> _Exercise instructions_
From the listing below, pull out all lines with "index" in them.

> _Dataset section_
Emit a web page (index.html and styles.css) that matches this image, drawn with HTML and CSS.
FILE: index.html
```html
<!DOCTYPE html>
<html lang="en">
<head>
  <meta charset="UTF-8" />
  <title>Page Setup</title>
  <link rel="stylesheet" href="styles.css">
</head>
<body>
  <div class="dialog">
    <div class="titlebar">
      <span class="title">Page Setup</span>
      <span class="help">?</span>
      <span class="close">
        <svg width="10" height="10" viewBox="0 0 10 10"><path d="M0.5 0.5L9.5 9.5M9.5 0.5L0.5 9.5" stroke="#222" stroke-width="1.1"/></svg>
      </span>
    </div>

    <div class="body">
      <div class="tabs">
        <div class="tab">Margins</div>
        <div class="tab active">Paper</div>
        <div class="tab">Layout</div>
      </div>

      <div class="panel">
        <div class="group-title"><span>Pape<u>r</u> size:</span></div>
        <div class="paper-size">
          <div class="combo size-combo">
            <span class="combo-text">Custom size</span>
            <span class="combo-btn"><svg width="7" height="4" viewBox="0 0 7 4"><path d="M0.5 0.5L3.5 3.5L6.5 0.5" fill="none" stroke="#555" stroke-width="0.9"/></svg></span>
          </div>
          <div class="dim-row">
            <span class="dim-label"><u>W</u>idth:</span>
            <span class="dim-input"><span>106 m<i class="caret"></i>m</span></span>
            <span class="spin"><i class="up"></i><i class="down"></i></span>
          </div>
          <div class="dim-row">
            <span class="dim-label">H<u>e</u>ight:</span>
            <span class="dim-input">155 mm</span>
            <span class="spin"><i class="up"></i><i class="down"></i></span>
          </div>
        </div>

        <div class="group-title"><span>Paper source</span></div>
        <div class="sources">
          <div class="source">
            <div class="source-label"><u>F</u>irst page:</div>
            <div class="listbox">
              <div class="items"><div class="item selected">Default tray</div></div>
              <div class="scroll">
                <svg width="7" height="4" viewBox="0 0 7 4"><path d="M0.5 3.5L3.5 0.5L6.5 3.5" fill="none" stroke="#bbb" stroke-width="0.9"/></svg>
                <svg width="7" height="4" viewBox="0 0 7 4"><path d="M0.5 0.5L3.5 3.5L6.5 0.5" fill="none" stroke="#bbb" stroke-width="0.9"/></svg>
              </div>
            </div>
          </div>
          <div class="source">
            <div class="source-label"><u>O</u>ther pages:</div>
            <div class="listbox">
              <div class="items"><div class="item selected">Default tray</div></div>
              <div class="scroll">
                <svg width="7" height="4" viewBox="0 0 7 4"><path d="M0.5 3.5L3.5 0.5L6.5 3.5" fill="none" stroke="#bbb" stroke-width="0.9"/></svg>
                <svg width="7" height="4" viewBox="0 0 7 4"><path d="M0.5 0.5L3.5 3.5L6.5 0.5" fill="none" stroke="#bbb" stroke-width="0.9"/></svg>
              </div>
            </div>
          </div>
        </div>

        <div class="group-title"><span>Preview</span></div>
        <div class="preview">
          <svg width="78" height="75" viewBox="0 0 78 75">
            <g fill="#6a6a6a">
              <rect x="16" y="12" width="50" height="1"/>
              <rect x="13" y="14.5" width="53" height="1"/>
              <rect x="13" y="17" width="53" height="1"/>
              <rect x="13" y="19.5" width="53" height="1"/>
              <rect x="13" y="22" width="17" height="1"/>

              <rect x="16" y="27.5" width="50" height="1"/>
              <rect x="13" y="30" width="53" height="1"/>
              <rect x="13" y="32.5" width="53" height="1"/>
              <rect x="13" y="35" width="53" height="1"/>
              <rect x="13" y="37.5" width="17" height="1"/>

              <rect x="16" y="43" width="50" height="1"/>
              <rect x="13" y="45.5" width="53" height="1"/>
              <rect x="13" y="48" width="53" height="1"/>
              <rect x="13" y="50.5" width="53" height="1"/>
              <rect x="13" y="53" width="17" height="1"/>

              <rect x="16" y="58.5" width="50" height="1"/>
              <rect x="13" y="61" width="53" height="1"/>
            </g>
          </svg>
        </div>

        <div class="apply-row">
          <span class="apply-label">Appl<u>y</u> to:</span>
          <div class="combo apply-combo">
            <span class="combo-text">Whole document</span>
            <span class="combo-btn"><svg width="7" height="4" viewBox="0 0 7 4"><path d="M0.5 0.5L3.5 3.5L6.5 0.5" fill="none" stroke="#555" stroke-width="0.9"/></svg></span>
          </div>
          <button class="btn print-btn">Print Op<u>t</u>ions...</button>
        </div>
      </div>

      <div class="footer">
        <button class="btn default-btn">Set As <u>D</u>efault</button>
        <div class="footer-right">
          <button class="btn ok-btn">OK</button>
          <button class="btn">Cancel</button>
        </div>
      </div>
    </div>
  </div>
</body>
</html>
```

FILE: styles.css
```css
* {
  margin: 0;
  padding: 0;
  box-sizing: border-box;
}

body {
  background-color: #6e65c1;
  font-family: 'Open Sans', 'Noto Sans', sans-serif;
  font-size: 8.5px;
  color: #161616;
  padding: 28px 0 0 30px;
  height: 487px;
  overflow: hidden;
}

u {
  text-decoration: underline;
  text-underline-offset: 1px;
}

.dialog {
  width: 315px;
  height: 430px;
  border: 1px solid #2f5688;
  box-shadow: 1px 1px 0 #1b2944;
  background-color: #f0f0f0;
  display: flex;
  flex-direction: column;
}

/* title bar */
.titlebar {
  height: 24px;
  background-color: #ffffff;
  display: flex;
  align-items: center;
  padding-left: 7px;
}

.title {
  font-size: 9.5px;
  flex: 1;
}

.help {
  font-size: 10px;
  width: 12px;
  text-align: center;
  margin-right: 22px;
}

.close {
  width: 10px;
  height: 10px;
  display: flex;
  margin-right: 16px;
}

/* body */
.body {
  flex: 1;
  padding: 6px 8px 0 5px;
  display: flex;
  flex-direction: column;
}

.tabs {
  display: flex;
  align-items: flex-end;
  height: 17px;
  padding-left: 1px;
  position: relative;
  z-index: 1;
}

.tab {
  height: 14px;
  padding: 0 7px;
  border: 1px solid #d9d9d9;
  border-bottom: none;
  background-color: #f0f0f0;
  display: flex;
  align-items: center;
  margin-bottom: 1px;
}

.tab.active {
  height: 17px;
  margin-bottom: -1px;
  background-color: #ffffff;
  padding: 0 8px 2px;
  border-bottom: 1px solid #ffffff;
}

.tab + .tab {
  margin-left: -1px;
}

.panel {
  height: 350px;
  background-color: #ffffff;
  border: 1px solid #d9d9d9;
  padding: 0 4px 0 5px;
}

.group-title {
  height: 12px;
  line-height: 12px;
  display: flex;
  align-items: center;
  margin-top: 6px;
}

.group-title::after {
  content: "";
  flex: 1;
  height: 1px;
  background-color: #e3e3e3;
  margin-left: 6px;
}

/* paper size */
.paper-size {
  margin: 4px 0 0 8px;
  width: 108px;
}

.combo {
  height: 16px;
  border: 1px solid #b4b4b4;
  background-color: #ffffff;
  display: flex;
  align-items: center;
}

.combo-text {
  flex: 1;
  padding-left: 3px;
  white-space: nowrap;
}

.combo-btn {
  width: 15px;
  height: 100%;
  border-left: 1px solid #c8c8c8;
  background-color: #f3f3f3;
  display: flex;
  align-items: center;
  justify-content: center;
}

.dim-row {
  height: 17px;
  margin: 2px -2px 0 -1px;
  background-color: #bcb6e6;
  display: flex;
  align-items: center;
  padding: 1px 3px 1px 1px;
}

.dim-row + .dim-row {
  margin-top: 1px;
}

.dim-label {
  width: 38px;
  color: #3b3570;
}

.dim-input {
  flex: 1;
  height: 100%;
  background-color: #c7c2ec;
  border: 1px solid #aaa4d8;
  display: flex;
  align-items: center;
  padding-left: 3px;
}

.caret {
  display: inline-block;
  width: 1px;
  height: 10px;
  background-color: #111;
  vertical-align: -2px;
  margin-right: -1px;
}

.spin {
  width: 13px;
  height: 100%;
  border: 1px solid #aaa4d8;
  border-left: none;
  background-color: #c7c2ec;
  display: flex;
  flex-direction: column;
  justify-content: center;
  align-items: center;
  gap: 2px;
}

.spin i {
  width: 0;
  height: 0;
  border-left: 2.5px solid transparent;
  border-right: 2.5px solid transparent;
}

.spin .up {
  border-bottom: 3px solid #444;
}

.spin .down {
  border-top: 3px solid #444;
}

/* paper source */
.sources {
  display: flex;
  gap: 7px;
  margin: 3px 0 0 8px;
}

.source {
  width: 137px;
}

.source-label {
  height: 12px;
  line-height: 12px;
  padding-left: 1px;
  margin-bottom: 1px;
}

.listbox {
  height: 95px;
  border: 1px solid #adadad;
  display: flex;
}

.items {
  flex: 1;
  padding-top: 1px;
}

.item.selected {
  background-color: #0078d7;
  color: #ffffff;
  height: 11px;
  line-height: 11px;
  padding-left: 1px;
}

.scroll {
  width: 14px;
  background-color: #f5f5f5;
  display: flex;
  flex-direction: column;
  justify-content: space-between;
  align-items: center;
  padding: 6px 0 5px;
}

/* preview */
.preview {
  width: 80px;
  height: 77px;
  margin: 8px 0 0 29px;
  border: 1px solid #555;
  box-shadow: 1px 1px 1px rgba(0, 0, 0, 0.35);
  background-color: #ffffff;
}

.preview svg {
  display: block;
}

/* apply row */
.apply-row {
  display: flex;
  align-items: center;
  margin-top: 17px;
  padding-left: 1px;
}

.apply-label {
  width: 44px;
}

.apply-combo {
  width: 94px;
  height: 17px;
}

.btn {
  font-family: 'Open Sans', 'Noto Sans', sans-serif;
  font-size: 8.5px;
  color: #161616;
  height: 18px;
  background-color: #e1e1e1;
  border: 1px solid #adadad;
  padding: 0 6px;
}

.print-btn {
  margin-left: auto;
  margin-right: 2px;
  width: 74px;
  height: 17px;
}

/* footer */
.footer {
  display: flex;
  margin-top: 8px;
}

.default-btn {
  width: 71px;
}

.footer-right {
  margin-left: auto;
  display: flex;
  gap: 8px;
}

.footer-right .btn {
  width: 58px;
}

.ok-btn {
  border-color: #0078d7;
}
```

> _Final answer_
Emit a web page (index.html and styles.css) that matches this image, drawn with HTML and CSS.
FILE: index.html
  z-index: 1;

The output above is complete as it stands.